The emphasis on teacher wellbeing also addresses a practical dimension of educational equity: burnt-out teachers in underresourced schools are particularly vulnerable to attrition, creating a vicious cycle where rural and disadvantaged communities experience higher turnover among experienced educators. By improving working conditions and administrative efficiency, the ministry acknowledges that infrastructure alone cannot solve educational disparities—human capital, motivation, and retention are equally vital to systemic success.
Implementing these initiatives across Malaysia's diverse educational landscape presents substantial logistical and fiscal challenges. The country comprises urban centres with sophisticated existing infrastructure alongside remote areas where installing reliable broadband remains technically and economically complex. Coordination across federal, state, and district educational authorities must remain fluid to respond to emerging bottlenecks, and sustained political will and budgetary commitment will prove essential to prevent these initiatives from becoming aspirational rather than transformative.

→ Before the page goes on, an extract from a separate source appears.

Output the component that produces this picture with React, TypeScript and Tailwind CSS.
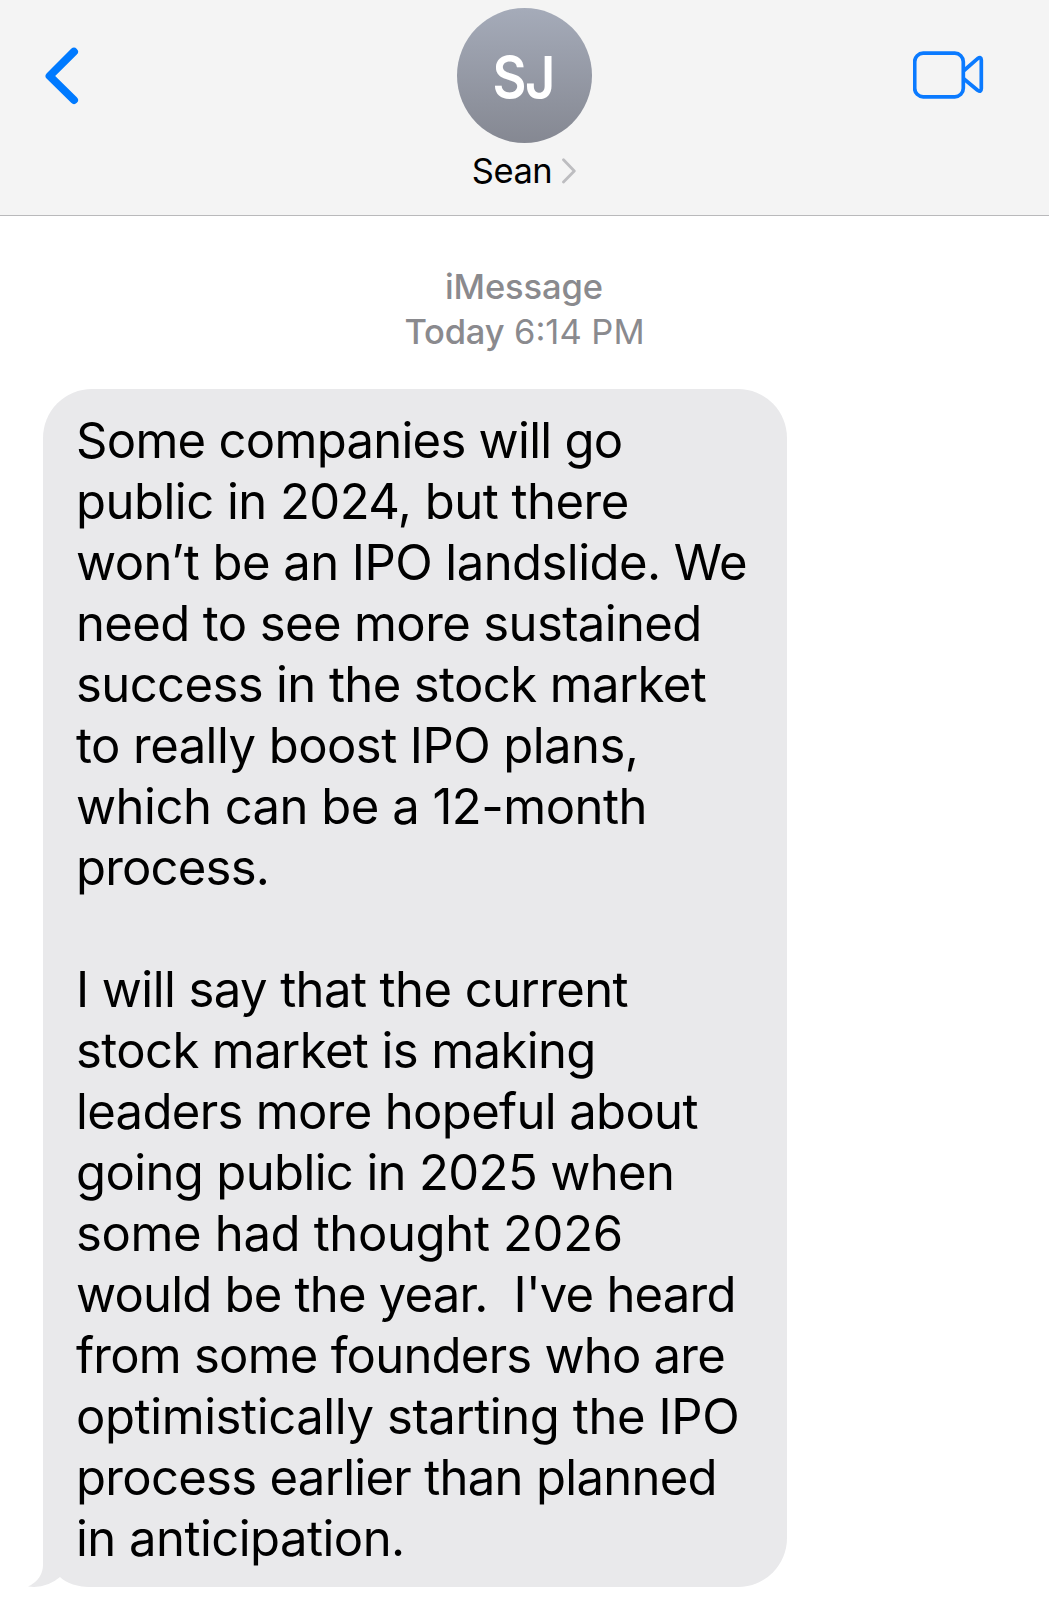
const paragraphs: { text: string; tracking: string }[][] = [
  [
    { text: 'Some companies will go', tracking: 'tracking-[-0.72px]' },
    { text: 'public in 2024, but there', tracking: 'tracking-[-0.51px]' },
    { text: 'won’t be an IPO landslide. We', tracking: 'tracking-[-0.55px]' },
    { text: 'need to see more sustained', tracking: 'tracking-[-0.61px]' },
    { text: 'success in the stock market', tracking: 'tracking-[-0.6px]' },
    { text: 'to really boost IPO plans,', tracking: 'tracking-[-0.55px]' },
    { text: 'which can be a 12-month', tracking: 'tracking-[-0.51px]' },
    { text: 'process.', tracking: 'tracking-[-0.8px]' },
  ],
  [
    { text: 'I will say that the current', tracking: 'tracking-[-0.57px]' },
    { text: 'stock market is making', tracking: 'tracking-[-0.6px]' },
    { text: 'leaders more hopeful about', tracking: 'tracking-[-0.66px]' },
    { text: 'going public in 2025 when', tracking: 'tracking-[-0.63px]' },
    { text: 'some had thought 2026', tracking: 'tracking-[-0.35px]' },
    { text: "would be the year.  I've heard", tracking: 'tracking-[-0.78px]' },
    { text: 'from some founders who are', tracking: 'tracking-[-0.77px]' },
    { text: 'optimistically starting the IPO', tracking: 'tracking-[-0.41px]' },
    { text: 'process earlier than planned', tracking: 'tracking-[-0.7px]' },
    { text: 'in anticipation.', tracking: 'tracking-[-0.53px]' },
  ],
];

function Header() {
  return (
    <header className="grid h-[216px] grid-cols-3 border-b border-[#b9b9bb] bg-[#f4f4f4]">
      <button className="ml-[45px] mt-[47px] h-[58px] w-[34px]" aria-label="Back">
        <svg viewBox="0 0 34 58" className="h-[58px] w-[34px]" fill="none" stroke="#007aff" strokeWidth="8">
          <path d="M29 4.7 4.6 29 29 53" strokeLinecap="round" strokeLinejoin="round" />
        </svg>
      </button>
      <div className="flex flex-col items-center pt-2">
        <div className="flex h-[134.5px] w-[134.5px] items-center justify-center rounded-full bg-linear-to-b from-[#a5abb9] to-[#858892]">
          <span className="mr-[3px] scale-x-[0.9] pt-[3px] text-[58px] font-semibold leading-none tracking-[-1.5px] text-white">SJ</span>
        </div>
        <div className="mr-[1px] mt-[8.5px] flex items-center gap-[10px]">
          <span className="text-[34.5px] leading-[40px] tracking-[-0.5px] text-black">Sean</span>
          <svg viewBox="0 0 14 26" className="h-[26px] w-[14px]" fill="none" stroke="#bdbdc0" strokeWidth="2.8">
            <path d="M1.5 1.8 12.3 13 1.5 24" strokeLinecap="round" strokeLinejoin="round" />
          </svg>
        </div>
      </div>
      <button className="mr-[65px] mt-[51px] h-[48px] w-[71px] justify-self-end" aria-label="Video call">
        <svg viewBox="0 0 71 48" className="h-[48px] w-[71px]" fill="none" stroke="#0a7aff" strokeWidth="3.7" strokeLinejoin="round">
          <rect x="1.7" y="2.2" width="48.6" height="43.6" rx="8.5" />
          <path d="M51 19.5 64.6 7.6Q68.3 5.2 68.3 9V37.5Q68.3 41.6 64.6 39.2L51 28" />
        </svg>
      </button>
    </header>
  );
}

export default function App() {
  return (
    <div className="min-h-[1600px] w-[1049px] overflow-hidden bg-white font-['Inter',sans-serif]">
      <Header />
      <main>
        <div className="flex flex-col items-center pt-[48px] text-[34.5px] leading-[45px] text-[#8a8a8e]">
          <p className="mr-[1px] font-medium tracking-[-0.1px]">iMessage</p>
          <p>
            <span className="font-medium tracking-[-0.2px]">Today</span> 6:14 PM
          </p>
        </div>
        <div className="relative ml-[43px] mt-[35px] h-[1198px] w-[744px] rounded-[49px] bg-[#e9e9eb] pl-[33px] pt-[22px]">
          <svg viewBox="0 0 80 70" className="absolute -left-[15px] bottom-0 h-[70px] w-[80px]">
            <path d="M15 0V45Q16 62 0 69.5Q18 72 32 60Q42 70 64 70H80V0Z" fill="#e9e9eb" />
          </svg>
          <div className="relative flex flex-col gap-[61px] text-[49px] leading-[60.98px] text-black">
            {paragraphs.map((lines, i) => (
              <p key={i}>
                {lines.map((line) => (
                  <span key={line.text} className={`block whitespace-pre ${line.tracking}`}>
                    {line.text}
                  </span>
                ))}
              </p>
            ))}
          </div>
        </div>
      </main>
    </div>
  );
}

For Southeast Asian policymakers observing Malaysia's approach, the blueprint offers instructive lessons about addressing persistent educational inequities in culturally and geographically diverse contexts. As regional economies increasingly emphasise digital skills and technology-enabled work, countries face mounting pressure to ensure that digital divides do not calcify into permanent educational and economic stratification. Malaysia's integrated approach—combining connectivity, content platforms, competency standards, teacher support, and equitable resource distribution—provides a comprehensively considered model for tackling these interconnected challenges systematically.